Of all tyrannies, a tyranny sincerely exercised for the good of its victims may be the most oppressive. It would be better to live under robber barons than under omnipotent moral busybodies. The robber baron's cruelty may sometimes sleep, his cupidity may at some point be satiated; but those who torment us for our own good will torment us without end for they do so with the approval of their own conscience.
--C.S. Lewis--

Wednesday, July 23, 2008

Looking Forward To The Weekend

For those of you who don't know, this weekend Antonio Margarito and Miguel Cotto will be entering the squared circle in order to engage in what may turn out to be the best fight of the year. I will, of course, be glued to the screen, and shouting myself hoarse for Cotto (though in this fight, I almost didn't know who to root for more).
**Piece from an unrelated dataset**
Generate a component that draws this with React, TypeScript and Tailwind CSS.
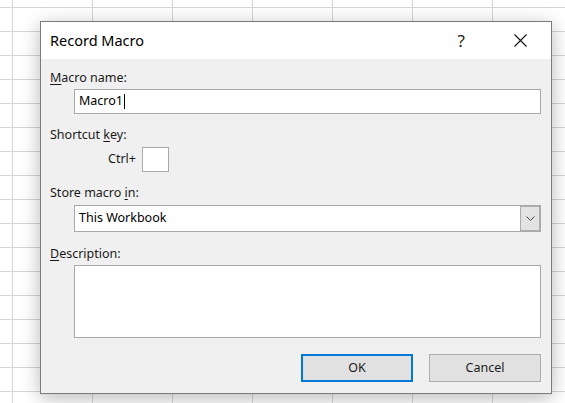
import { ReactNode } from 'react';

// Label with an access-key letter underlined, Windows style
function Label({ pre = '', ul, post, className = '' }: { pre?: string; ul: string; post: string; className?: string }) {
  return (
    <div className={`h-[16px] leading-[16px] pl-[9px] text-[12.5px] text-[#1a1a1a] ${className}`}>
      {pre}
      <span className="underline underline-offset-2">{ul}</span>
      {post}
    </div>
  );
}

function Field({ className = '', children }: { className?: string; children?: ReactNode }) {
  return (
    <div className={`ml-[33px] mr-[10px] bg-white border border-[#a9a9a9] ${className}`}>{children}</div>
  );
}

function Button({ label, primary }: { label: string; primary?: boolean }) {
  return (
    <button
      className={
        'w-[112px] h-[28px] bg-[#e1e1e1] text-[12.5px] text-[#1a1a1a] ' +
        (primary ? 'border-2 border-[#0078d7]' : 'border border-[#adadad]')
      }
    >
      {label}
    </button>
  );
}

export default function App() {
  return (
    <div
      className="relative w-[565px] h-[403px] overflow-hidden bg-white bg-[linear-gradient(to_right,#d6d6d6_1px,transparent_1px),linear-gradient(to_bottom,#d6d6d6_1px,transparent_1px)] bg-[size:80px_24px] bg-[position:12px_7px]"
      style={{ fontFamily: '"Noto Sans", "Open Sans", sans-serif' }}
    >
      {/* Dialog window */}
      <div className="absolute left-[40px] top-[21px] w-[512px] h-[373px] flex flex-col border border-[#7a7a7a] shadow-[0_4px_18px_rgba(0,0,0,0.28)]">
        {/* Title bar */}
        <div className="h-[37px] shrink-0 bg-white flex items-center pl-[9px]">
          <span className="text-[14.5px] text-black">Record Macro</span>
          <span className="ml-auto mr-[49px] text-[17px] leading-none text-[#222]">?</span>
          <svg width="13" height="13" viewBox="0 0 13 13" className="mr-[24px]">
            <path d="M0.5 0.5 L12.5 12.5 M12.5 0.5 L0.5 12.5" stroke="#111" strokeWidth="1.1" />
          </svg>
        </div>

        {/* Body */}
        <div className="flex-1 bg-[#f0f0f0] flex flex-col pt-[11px]">
          <Label ul="M" post="acro name:" />
          <Field className="mt-[3px] h-[25px] flex items-center pl-[4px]">
            <span className="text-[12.5px] text-black">Macro1</span>
            <span className="w-px h-[15px] bg-black ml-px" />
          </Field>

          <Label pre="Shortcut " ul="k" post="ey:" className="mt-[13px]" />
          <div className="mt-[4px] flex items-center pl-[67px]">
            <span className="text-[12.5px] text-[#1a1a1a]">Ctrl+</span>
            <div className="ml-auto mr-[382px] w-[27px] h-[25px] bg-white border border-[#a9a9a9]" />
          </div>

          <Label pre="Store macro " ul="i" post="n:" className="mt-[13px]" />
          <Field className="mt-[4px] h-[27px] flex items-center">
            <span className="pl-[4px] text-[12.5px] text-black">This Workbook</span>
            <div className="ml-auto w-[20px] h-full bg-[#e3e3e3] border border-[#adadad] flex items-center justify-center">
              <svg width="9" height="5" viewBox="0 0 9 5">
                <path d="M0.5 0.5 L4.5 4.5 L8.5 0.5" stroke="#444" strokeWidth="1" fill="none" />
              </svg>
            </div>
          </Field>

          <Label ul="D" post="escription:" className="mt-[14px]" />
          <Field className="mt-[3px] h-[73px]" />

          <div className="mt-[16px] flex justify-end gap-[16px] pr-[10px]">
            <Button label="OK" primary />
            <Button label="Cancel" />
          </div>
        </div>
      </div>
    </div>
  );
}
Really good fights usually come in one of several varieties. There are the barroom brawls, fights in which little to no actual skill or technique are utilized, and two men try to destroy each other through the pure application of violence. See Mavin Hagler's fight with Tommy Hearns as a classic example. While both men had the technical skill to compete on a higher level, they threw it all away in order to try to dominate the other through raw brutality. There are also those fights that are great because they are fought at a high level of technical skill, two virtuosos performing something closer to art than combat. Ray Leonard's fight with Tommy Hearns fell into this category. Many great fights are a combination of both, as a virtuoso pits his skill against the brawn and ferocity of a true warrior. Look no further than many of Ray Robinson's fights against the toughest men of the middleweight division for examples of this type.

The most special fight that can occur though, is one in which both men embody the virtuoso and the warrior simultaneously. This weekend's fight will be an example of that. Margarito is known as a face-first warrior, who imposes himself through volume punching and toughness. However, he is also an underrated boxer, who does many little, seldom-noticed things that exponentially increase his effectiveness. Cotto meanwhile, is calm, methodical, and precise in the ring. He thinks through his game plan and executes it with skill. However, when the need presents itself, he also has the heart of a warrior and the toughness and power to match it. On top of all this, Cotto is currently Puerto Rico's top fighter, while Margarito is arguably Mexico's best. Adding national pride to their formidable personal arsenals almost guarantees a great bout.

Nothing is sure in boxing. Maybe one man will be injured early, or physically not at his best. The vicissitudes and health problems encountered in professional sports are amplified by the solo nature of boxing. However, all that being said, if there is a fight that it is safe to guarantee will surpass expectations this year, this is the one.

Oh yeah, one more thing. Cotto by unanimous decision, 115-113.